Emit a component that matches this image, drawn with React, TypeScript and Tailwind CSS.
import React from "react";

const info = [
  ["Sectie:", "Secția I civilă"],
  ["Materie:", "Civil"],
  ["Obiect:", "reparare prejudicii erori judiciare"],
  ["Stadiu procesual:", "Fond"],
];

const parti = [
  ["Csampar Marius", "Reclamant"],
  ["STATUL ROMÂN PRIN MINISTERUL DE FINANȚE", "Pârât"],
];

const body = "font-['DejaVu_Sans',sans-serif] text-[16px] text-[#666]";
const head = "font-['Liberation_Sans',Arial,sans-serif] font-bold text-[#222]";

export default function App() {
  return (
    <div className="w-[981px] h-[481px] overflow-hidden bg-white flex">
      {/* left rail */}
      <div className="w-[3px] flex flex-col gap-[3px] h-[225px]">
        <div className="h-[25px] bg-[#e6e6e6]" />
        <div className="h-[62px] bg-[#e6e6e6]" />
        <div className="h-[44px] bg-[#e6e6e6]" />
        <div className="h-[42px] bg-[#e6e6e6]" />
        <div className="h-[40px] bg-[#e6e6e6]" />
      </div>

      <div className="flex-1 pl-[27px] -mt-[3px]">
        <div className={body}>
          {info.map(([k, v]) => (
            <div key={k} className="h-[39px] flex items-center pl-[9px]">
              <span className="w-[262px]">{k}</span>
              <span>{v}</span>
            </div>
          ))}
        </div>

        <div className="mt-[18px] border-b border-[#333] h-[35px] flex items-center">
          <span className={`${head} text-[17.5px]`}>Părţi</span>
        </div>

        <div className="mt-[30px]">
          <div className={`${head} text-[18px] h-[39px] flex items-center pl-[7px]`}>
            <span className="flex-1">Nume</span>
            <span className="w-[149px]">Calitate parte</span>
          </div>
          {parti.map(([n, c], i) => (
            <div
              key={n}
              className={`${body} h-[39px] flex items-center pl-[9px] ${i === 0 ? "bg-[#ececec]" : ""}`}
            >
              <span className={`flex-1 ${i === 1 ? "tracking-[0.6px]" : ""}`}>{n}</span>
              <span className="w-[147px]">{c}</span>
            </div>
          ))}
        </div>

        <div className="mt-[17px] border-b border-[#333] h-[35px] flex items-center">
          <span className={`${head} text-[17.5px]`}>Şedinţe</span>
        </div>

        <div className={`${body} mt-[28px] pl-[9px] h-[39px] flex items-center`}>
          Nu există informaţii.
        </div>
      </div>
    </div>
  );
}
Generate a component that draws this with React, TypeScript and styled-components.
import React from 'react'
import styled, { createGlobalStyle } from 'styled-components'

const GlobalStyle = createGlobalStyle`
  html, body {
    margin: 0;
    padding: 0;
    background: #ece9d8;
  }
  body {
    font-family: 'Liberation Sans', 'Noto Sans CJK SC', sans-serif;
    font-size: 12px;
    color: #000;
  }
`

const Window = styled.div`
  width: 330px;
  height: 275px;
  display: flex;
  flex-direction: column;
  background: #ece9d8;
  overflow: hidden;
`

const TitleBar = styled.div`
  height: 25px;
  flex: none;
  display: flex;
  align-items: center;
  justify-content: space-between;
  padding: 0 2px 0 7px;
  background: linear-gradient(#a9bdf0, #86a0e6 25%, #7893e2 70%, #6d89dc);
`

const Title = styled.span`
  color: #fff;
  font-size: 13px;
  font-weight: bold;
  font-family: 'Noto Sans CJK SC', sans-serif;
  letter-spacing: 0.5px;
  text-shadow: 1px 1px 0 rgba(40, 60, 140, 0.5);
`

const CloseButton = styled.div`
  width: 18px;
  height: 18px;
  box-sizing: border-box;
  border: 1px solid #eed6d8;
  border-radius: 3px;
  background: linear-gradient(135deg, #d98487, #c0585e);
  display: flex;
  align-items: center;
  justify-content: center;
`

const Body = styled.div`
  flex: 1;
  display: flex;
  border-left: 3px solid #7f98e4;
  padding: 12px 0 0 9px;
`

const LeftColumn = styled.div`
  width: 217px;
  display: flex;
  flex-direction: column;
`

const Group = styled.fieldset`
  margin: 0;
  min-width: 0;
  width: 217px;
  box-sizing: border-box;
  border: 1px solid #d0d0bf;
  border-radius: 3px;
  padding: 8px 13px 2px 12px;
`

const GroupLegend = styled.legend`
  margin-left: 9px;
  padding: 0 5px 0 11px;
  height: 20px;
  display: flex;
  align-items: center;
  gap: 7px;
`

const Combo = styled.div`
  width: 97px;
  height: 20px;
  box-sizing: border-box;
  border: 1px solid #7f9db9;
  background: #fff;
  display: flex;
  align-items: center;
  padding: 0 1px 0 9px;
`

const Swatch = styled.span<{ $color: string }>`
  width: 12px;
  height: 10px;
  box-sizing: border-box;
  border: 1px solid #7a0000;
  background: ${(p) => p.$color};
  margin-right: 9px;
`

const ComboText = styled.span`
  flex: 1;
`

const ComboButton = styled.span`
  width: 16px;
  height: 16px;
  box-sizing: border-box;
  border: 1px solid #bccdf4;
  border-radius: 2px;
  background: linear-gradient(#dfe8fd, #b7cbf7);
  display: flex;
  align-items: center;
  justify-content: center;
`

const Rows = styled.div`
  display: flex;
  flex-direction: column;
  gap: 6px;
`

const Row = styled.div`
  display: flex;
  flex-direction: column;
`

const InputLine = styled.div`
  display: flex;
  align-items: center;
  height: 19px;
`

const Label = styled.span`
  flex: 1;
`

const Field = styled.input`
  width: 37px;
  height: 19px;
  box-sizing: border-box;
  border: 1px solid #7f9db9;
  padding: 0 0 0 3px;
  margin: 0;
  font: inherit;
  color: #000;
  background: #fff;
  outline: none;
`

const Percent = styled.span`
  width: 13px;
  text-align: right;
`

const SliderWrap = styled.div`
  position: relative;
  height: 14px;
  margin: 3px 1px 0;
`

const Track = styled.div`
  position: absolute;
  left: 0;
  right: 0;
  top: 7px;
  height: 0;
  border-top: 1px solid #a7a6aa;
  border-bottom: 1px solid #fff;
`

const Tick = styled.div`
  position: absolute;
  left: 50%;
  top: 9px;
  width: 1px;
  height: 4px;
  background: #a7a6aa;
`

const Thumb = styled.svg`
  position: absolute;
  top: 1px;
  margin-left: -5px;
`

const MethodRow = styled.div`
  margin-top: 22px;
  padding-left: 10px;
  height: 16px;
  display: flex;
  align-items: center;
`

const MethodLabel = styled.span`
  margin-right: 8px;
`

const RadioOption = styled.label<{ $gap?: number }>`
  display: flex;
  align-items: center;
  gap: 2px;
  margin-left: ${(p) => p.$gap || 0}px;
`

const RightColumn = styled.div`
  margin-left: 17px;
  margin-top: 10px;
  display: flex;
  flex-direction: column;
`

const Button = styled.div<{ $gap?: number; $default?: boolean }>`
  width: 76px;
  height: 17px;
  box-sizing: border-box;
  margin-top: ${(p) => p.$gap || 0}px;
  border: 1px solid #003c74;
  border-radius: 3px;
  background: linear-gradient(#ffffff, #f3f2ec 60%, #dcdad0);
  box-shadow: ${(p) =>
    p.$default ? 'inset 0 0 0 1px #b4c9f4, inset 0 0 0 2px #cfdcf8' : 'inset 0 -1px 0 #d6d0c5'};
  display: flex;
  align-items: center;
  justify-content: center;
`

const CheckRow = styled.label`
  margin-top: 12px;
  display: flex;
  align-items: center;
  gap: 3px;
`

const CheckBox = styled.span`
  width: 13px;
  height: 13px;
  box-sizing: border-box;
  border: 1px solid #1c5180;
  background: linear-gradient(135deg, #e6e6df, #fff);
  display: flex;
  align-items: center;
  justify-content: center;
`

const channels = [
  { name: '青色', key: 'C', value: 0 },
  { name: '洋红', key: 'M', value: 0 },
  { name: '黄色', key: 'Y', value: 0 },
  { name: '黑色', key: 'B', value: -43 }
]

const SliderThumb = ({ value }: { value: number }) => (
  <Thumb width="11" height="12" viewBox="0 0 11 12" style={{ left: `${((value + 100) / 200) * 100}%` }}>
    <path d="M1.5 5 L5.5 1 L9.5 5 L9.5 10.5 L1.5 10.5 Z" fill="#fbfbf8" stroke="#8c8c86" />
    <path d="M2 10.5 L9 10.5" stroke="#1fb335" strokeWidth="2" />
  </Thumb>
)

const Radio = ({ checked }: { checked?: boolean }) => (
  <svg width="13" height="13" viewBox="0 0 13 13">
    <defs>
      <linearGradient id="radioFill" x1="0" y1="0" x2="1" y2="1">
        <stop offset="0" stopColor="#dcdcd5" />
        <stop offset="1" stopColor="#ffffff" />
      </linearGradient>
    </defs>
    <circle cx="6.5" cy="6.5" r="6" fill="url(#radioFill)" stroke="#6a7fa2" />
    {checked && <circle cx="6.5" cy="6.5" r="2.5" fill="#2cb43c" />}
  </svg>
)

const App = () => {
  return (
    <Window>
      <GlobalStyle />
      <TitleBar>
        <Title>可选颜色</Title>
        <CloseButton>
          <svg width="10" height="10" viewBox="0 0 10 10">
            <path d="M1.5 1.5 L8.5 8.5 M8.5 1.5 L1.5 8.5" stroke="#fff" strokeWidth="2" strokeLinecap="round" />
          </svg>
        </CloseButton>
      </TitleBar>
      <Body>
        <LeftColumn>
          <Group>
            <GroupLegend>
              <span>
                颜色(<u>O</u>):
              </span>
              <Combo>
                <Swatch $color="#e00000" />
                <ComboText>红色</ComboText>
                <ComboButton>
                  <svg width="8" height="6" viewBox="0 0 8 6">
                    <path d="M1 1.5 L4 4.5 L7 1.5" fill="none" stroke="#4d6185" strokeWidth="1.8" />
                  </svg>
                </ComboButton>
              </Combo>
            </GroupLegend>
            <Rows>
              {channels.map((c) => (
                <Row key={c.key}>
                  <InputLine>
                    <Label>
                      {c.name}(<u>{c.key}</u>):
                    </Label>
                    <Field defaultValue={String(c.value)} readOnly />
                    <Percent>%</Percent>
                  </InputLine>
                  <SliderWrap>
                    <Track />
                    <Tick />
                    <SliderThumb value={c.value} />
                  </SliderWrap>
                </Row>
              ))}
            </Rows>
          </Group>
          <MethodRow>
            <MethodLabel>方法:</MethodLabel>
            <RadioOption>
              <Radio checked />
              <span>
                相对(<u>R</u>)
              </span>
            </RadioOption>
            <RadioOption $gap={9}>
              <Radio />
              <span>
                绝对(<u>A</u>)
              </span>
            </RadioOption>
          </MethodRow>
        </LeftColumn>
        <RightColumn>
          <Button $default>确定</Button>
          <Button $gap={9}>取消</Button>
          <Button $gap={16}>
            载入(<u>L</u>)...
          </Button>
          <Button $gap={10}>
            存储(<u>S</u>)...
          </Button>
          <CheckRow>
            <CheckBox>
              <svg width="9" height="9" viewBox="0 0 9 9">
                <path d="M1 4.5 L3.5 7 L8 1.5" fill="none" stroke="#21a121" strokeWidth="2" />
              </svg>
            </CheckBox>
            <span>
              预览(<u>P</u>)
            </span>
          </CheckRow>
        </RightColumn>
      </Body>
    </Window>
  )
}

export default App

-----

__The problem__. Locate the word "components" in the records above, and return each line that has it.

__Solution for this exercise__.
Generate a component that draws this with React, TypeScript and styled-components.
import styled, { createGlobalStyle } from 'styled-components'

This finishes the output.